VarHandles & LMAX Disruptor
John Rose
john.r.rose at oracle.com
Tue Aug 18 17:32:36 UTC 2015
On Aug 18, 2015, at 6:51 AM, Doug Lea <dl at cs.oswego.edu> wrote:
>
> It is a big problem only in that uncontrollable circumstances
> cause unlikely/infrequent but huge slowdowns on big NUMA servers.
>
> And it's a hard problem in part because on average, these effects
> don't happen.
OK, got that. Normal optimistic tactics don't help when you are walking
near a precipice in the fog.
> On average padding is a bad idea.
On Aug 18, 2015, at 5:01 AM, Aleksey Shipilev <aleksey.shipilev at oracle.com> wrote:
>
> For the example of arrays, whatever "enable threshold" is, it would
> waste anything within [0; 2*cacheLine-2] bytes per array, for *all*
> arrays over the threshold.
The "pad my arrays" idea can be formulated with a badness of epsilon,
by choosing a large-enough threshold.

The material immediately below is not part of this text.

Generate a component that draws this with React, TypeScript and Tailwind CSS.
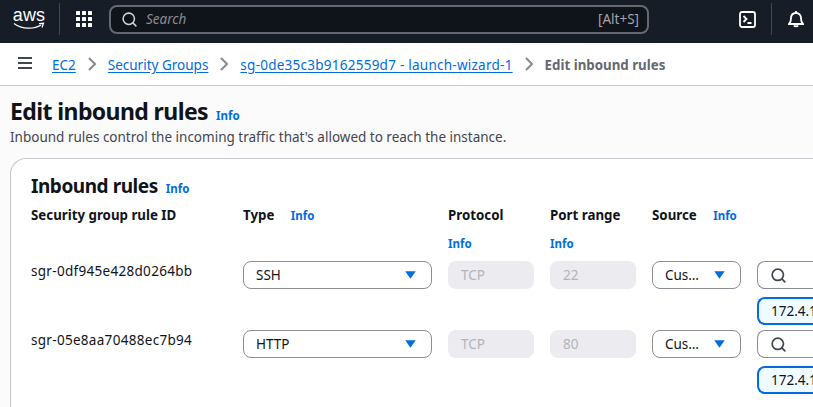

But:
> You will never guess the threshold right for
> all the usages, and most usages would pay footprint premium for nothing.
Right.
OK, I'm catching up. To apply the @Contended hack to a range-checked
structure, I guess we want a @Contended 'length' field, that is stored
deep past the header of the object.
This is not pure future. Paul Sandoz showed at JVMLS a way
to use a var handle to embed a small array inside an object layout.